The hon. Gentleman will understand that I cannot give him an absolute commitment, but I give him my word that I shall consider the issue closely and talk to him again, if necessary, about the details.

Mr. Letwin

I am grateful to the Paymaster General for her reply. I take her point that a statutory change of type suggested by the new clause may have unintended consequences. I am delighted to hear that it may be possible to resolve the problem in regulations. Therefore, it appears that, whoever is in government, we shall be able to find a solution, and that fact will be widely welcomed.

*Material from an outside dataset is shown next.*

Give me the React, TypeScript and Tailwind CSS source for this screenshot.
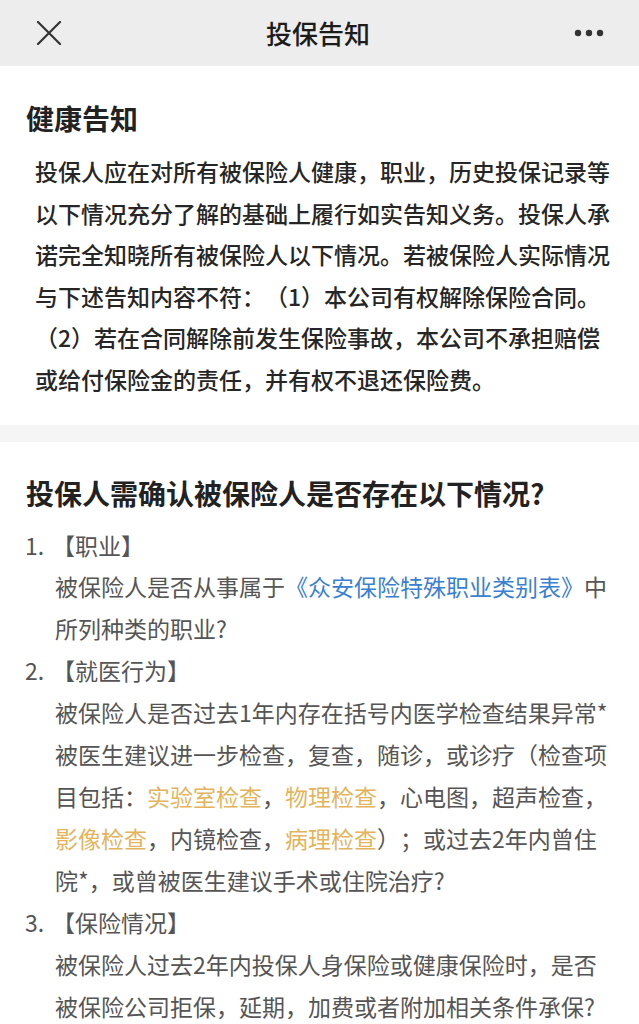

The Paymaster General is right she will not have received many letters on this subject. The representations that have been made to me and to other Members representing rural constituencies are almost the result of happenstance and of talking to individual constituents. As she and my hon. Friend the Member for Arundel and South Downs (Mr. Flight) suggested, the decline in farm incomes, which has been compounded by foot and mouth, has brought the issue to light. However, I regret to say that most of the people most affected are not in a condition to write letters to Ministers. That is why urgent action is needed. Regulations might be an appropriate way forward and I take the hon. Lady's word that she will consider their introduction. That is what we will do if we find ourselves in her shoes after the election. Therefore, I beg to ask leave to withdraw the motion

Motion and clause, by leave, withdrawn.